## Begin
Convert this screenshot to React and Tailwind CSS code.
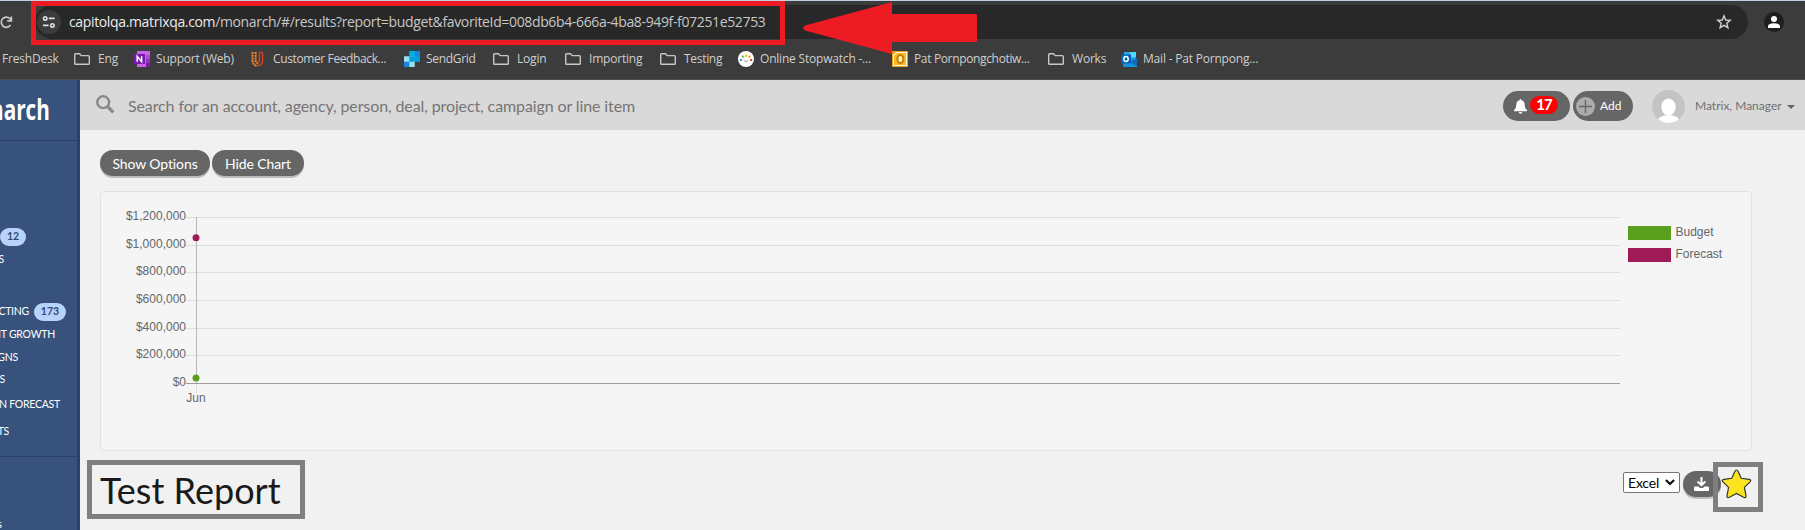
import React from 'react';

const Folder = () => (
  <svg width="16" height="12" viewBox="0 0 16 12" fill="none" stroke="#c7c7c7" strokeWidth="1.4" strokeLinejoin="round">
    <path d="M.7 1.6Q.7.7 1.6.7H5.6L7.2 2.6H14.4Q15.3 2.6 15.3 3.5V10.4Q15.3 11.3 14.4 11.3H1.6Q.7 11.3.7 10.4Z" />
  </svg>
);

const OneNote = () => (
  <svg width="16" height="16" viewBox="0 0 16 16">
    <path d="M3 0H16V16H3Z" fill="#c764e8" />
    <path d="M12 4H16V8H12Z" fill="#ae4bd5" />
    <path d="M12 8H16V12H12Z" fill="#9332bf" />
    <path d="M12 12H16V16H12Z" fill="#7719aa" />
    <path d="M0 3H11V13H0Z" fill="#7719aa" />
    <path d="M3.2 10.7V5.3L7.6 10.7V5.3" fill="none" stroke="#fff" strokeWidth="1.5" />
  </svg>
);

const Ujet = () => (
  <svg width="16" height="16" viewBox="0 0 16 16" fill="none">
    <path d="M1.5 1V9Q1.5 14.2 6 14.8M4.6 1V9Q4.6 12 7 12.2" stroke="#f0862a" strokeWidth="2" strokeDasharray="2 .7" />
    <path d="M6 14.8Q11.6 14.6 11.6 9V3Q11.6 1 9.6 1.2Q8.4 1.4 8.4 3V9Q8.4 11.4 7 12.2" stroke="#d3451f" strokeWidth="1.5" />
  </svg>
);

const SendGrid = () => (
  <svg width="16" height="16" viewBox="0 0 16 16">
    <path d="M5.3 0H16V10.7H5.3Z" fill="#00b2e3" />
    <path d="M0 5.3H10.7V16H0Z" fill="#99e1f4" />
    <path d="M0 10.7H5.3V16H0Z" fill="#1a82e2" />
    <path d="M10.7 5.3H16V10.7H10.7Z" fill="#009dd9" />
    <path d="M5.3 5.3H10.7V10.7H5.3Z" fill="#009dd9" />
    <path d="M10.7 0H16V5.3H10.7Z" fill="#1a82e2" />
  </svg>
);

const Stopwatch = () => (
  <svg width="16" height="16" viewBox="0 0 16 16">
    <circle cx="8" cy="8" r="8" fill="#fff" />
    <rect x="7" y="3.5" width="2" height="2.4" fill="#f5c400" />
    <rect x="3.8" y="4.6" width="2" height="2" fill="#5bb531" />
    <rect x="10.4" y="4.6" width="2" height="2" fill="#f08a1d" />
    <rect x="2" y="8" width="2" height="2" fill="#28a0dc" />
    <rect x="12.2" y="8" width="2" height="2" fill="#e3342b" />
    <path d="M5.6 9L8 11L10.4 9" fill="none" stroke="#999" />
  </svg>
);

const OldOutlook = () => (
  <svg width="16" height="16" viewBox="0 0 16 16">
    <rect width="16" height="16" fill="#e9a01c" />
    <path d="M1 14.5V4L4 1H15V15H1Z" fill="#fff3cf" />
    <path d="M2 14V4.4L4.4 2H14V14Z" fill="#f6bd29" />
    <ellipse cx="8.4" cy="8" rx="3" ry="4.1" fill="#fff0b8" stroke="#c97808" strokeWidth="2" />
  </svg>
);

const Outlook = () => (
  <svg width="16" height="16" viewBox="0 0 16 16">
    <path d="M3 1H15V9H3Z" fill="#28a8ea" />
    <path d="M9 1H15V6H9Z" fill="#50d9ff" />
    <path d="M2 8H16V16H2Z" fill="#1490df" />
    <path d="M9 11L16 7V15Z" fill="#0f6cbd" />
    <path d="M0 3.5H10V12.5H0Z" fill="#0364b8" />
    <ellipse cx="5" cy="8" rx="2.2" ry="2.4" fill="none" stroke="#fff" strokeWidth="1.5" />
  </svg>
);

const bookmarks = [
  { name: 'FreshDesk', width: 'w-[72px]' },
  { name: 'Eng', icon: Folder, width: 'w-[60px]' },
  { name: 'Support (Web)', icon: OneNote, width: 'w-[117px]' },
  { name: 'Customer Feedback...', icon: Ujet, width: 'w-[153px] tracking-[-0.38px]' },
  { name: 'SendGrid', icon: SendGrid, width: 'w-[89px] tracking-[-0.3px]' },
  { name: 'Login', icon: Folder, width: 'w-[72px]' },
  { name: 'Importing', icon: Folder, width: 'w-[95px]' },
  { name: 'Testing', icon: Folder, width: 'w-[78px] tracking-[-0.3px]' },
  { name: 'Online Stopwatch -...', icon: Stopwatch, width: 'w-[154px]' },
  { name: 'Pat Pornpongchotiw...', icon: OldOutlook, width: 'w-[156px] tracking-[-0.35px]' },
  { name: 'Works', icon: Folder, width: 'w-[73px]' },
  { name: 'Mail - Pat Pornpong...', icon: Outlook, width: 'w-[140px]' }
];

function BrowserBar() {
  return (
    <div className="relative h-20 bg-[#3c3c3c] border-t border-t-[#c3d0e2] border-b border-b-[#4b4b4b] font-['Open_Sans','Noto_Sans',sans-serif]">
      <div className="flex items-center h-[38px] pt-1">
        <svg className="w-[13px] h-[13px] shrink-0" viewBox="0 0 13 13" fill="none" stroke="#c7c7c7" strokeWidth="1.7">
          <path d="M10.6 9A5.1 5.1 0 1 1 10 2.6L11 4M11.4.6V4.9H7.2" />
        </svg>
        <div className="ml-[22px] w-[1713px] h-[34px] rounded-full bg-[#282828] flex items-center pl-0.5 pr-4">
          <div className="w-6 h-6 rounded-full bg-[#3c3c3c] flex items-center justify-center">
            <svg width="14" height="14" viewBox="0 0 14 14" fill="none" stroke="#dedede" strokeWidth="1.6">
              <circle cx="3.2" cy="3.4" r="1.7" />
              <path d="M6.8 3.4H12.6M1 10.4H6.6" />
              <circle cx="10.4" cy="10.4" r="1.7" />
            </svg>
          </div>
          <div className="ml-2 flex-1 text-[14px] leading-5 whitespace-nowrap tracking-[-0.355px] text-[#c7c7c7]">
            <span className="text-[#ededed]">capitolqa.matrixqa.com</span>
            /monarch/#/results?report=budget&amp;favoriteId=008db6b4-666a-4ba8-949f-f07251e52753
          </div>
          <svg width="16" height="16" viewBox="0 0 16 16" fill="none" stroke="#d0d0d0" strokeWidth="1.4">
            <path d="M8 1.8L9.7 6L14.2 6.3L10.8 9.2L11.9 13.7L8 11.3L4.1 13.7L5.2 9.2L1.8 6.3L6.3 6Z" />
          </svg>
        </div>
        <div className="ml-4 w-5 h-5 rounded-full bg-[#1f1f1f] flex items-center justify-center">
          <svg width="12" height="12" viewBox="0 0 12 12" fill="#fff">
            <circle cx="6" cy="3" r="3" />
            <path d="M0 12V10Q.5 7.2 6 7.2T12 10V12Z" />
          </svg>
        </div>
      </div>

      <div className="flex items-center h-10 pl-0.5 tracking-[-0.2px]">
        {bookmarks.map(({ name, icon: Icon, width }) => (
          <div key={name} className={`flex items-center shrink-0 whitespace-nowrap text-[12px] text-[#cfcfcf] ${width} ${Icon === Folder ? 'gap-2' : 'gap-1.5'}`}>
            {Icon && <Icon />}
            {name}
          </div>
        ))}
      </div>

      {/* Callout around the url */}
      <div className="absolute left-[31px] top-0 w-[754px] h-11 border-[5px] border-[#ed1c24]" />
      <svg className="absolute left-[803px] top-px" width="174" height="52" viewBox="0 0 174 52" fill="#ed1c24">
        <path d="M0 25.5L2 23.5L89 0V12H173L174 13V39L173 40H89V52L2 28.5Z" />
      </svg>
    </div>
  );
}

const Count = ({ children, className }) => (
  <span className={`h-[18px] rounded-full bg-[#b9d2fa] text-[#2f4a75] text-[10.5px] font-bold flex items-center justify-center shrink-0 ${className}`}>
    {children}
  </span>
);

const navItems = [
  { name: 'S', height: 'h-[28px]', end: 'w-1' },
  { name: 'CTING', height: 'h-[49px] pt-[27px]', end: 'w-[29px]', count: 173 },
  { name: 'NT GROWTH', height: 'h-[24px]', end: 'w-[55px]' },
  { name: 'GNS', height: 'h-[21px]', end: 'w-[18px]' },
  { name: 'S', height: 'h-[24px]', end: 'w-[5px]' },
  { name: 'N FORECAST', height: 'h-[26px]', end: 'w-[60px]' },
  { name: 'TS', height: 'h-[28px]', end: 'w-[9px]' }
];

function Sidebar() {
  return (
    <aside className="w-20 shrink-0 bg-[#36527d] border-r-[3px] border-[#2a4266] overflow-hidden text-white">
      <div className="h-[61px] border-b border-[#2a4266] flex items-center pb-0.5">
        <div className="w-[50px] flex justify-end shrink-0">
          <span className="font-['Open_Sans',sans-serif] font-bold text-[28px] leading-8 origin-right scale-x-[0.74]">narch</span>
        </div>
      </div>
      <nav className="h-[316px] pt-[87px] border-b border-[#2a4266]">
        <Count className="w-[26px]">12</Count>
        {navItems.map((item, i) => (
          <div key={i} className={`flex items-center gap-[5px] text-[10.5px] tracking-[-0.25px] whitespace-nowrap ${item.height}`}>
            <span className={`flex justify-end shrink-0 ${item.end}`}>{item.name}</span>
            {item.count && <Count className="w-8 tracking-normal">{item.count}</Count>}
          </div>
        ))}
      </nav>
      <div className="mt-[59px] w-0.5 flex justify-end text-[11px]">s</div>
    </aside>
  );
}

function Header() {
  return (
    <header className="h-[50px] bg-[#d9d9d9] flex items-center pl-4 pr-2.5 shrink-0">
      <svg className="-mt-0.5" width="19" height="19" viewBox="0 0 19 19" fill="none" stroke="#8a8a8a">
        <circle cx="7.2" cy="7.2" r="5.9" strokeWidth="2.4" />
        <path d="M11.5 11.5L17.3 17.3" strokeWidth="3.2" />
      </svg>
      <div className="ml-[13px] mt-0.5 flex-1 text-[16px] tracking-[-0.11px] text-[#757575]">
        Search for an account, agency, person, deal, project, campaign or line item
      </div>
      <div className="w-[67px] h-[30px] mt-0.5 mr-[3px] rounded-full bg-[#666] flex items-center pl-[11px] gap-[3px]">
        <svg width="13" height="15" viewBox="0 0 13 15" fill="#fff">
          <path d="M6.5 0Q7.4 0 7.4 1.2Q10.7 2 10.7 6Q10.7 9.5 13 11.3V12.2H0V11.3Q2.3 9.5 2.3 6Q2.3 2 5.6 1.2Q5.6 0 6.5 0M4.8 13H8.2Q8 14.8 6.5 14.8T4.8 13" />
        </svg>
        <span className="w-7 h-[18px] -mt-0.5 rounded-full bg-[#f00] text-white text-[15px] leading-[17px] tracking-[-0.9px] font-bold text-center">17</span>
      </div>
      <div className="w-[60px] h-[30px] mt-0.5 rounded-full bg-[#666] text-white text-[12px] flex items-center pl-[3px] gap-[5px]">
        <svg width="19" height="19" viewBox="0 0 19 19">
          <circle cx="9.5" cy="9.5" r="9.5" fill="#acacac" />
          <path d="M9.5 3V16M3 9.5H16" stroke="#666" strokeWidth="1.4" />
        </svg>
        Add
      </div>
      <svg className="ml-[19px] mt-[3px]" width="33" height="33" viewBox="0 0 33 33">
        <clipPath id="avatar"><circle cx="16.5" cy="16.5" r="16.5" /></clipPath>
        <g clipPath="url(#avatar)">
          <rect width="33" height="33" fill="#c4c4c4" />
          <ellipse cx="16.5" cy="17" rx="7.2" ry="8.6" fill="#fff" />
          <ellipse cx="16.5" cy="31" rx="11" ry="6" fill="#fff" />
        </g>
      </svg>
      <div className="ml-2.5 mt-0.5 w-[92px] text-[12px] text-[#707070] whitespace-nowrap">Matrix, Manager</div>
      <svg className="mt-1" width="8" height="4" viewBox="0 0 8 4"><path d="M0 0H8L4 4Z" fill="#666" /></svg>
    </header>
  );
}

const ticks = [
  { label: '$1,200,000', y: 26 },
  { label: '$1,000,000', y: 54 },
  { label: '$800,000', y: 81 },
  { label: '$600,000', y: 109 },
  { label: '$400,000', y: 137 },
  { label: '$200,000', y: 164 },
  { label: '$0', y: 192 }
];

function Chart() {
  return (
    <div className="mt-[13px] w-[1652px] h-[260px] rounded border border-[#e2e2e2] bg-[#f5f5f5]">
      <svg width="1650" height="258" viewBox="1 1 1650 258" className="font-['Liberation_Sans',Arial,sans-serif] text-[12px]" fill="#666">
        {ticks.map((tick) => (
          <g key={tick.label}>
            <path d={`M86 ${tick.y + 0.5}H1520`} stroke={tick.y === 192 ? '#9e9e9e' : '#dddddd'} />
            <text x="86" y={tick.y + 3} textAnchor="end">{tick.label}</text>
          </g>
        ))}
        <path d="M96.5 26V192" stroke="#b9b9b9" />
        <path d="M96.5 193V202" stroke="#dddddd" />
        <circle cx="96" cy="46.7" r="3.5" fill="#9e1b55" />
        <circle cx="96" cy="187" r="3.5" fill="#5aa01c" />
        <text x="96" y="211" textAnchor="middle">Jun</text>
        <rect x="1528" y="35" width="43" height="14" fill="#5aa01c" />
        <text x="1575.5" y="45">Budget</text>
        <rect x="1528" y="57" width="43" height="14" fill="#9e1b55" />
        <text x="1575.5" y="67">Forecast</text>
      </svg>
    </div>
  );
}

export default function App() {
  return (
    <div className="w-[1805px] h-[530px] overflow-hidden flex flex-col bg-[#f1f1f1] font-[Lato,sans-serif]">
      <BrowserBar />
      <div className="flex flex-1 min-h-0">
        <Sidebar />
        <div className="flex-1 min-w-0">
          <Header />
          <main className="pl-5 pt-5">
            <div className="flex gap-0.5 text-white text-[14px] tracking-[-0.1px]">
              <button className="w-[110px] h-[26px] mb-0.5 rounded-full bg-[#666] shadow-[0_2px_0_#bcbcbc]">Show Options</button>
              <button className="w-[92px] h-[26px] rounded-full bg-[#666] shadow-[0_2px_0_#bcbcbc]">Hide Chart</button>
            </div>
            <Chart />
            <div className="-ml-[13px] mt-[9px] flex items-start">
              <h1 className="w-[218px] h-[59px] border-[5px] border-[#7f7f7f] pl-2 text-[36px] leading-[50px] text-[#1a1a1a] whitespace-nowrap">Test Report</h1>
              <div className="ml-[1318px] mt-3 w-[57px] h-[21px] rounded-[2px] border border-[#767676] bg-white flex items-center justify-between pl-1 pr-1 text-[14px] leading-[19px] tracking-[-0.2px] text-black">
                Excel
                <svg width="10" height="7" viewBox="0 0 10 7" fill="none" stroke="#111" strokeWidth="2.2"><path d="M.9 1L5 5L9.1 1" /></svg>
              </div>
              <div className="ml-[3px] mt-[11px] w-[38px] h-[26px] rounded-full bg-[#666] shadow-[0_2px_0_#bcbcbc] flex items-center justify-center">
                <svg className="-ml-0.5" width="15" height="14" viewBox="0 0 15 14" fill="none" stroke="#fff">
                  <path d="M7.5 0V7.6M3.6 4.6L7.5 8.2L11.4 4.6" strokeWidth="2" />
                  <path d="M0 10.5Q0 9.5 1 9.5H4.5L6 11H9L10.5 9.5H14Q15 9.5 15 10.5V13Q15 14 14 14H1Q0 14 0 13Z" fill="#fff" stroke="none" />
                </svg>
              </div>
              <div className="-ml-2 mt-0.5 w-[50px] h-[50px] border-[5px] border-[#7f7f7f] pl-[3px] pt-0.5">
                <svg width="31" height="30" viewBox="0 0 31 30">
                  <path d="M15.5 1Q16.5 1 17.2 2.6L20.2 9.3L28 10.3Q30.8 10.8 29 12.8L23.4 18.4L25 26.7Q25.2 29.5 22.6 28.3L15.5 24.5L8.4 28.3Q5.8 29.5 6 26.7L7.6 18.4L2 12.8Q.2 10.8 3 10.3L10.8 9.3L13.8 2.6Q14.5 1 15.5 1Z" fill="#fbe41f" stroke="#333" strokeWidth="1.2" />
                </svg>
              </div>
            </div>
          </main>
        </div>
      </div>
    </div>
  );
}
## End
### DESCRIPTION OF THE TASK
Begin at the top of the material above and output each line exactly, stopping after the line that holds "import React from 'react';". Leave out pictures.

### THE RESPONSE
Convert this screenshot to React and Tailwind CSS code.
import React from 'react';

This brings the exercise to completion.